[2025] UKUT 00351 (IAC)
Upper Tribunal Immigration and Asylum Chamber

[2025] UKUT 00351 (IAC)

Fecha: 09-Jun-2025

Appeal to the First-tier Tribunal

Appeal to the First-tier Tribunal

6.

The appellant appealed against the refusal of the claim. The appeal was heard by the judge on 1 November 2024. This hearing followed two previous case management review hearings in which the same judge issued directions to clarify the issues to be resolved in the appeal. To that end, the respondent provided a series of respondent reviews.

7.

There were developments which preceded the hearing which occasioned a significant shift in the respondent’s position. We set out below the judge’s summary of these events and the impact they had on the ultimate decision to allow the appeal. The judge said this between [5] and [11]:

Preliminary issues

[5] There is a lengthy procedural history to this case set out in directions I issued at two earlier hearings on 7 June 2024 and 20 August 2024. Given the complexity of the issues and the preparation completed, I reserved the case to myself on each occasion. I will not repeat the background here.

[6] On the morning of this hearing, Mr Holmes requested to address me in the presence of Mr Hardy only. This took place in the hearing room and was video recorded in the usual way. Mr Holmes informed me that the appellant alleges she was raped by her husband on 19 October 2024 and the incident had been reported to police. The appellant had presented as distressed to him that morning. Mr Holmes was instructed that the appellant had made some attempts to disclose the matter to her immigration solicitor in advance but could not speak to the fee earner and did not feel comfortable leaving information with a receptionist. Mr Holmes sought to rely on evidence of the taking of a forensic sample involving the police and of text or WhatsApp messages between the appellant and variously a police officer, a domestic violence worker and her husband. He also applied for the Tribunal to hear part of the appellant’s oral evidence in private and for this issue not to be raised in the presence of T, who was also due to give evidence but is unaware of this incident. I was invited to treat the appellant as a vulnerable witness for reason of the information disclosed and due to the appellant’s mother being terminally ill in Albania. Time was provided for the material to be uploaded and considered by Mr Hardy and the Tribunal, and for further instructions to be taken by the representatives. I invited the parties to consider the effect, if any, of the matters raised on the respondent’s position in her reviews that the appellant could not succeed in her appeal, amongst other reasons, because T could remain to be looked after by the appellant’s husband in the event that she had to leave the UK indefinitely.

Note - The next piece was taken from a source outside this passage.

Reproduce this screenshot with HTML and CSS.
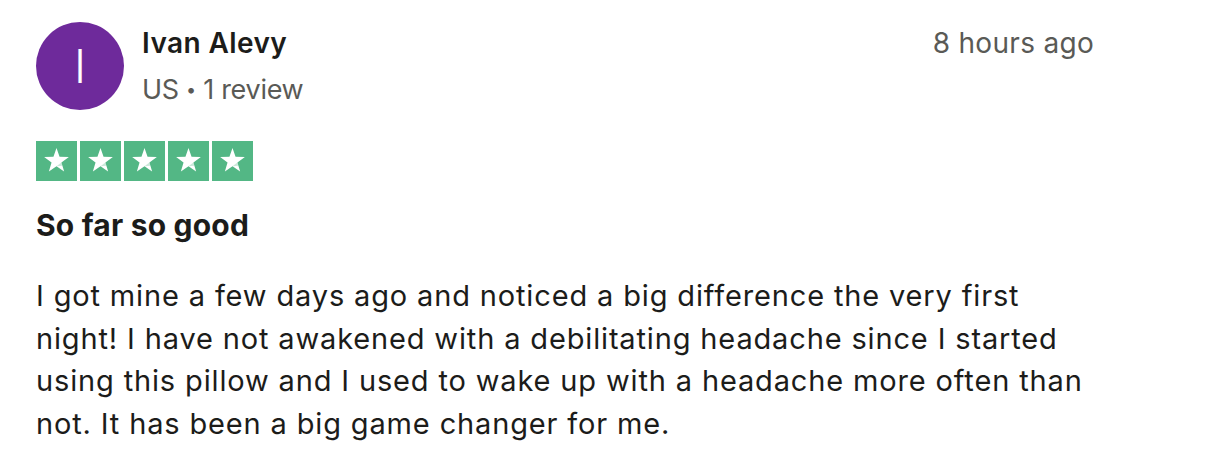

[7] When the matter was called on again, Mr Holmes informed me that the new evidence had been uploaded and the parties were ready to proceed. I was told there had been discussion over the issues and necessity for oral evidence. The matter was then reconvened in the appellant’s presence and documents checked. I agreed to admit the new evidence uploaded that morning in the interests of justice given their importance to the issues in the case and there being no objection raised.

Issues in dispute

[8] Following discussion of the issues, Mr Hardy confirmed that the respondent was no longer contending that T, in practice, would be able to remain in the UK if the appellant left for an indefinite period in the sense that the appellant’s husband could care for him. There was also no issue that T was self-sufficient for the relevant period in the terms set out within the rules.

[9] It was agreed that the only live issue for the Tribunal to determine was therefore whether the appellant’s previous grants of leave under Appendix FM meant that she was not someone with a derivative right to reside, having regard to Velaj v SSHD [2022] EWCA Civ 767 and Akinsanya & Anor, R (On the Application Of) v SSHD [2024] EWHC 469 (Admin) because, the respondent argued, she would not have had to leave the UK if unsuccessful with this application. It was agreed that no oral evidence would be needed, and the matter could be dealt with on submissions. I raised with Mr Hardy that I would require submissions on the case of Maisiri (EUSS, Zambrano, ‘Realistic Prospect’ policy) [2024] UKUT 00235, a decision which had followed on from Akinsanya. Mr Hardy asked for time to consider the case and to take instructions, which was granted.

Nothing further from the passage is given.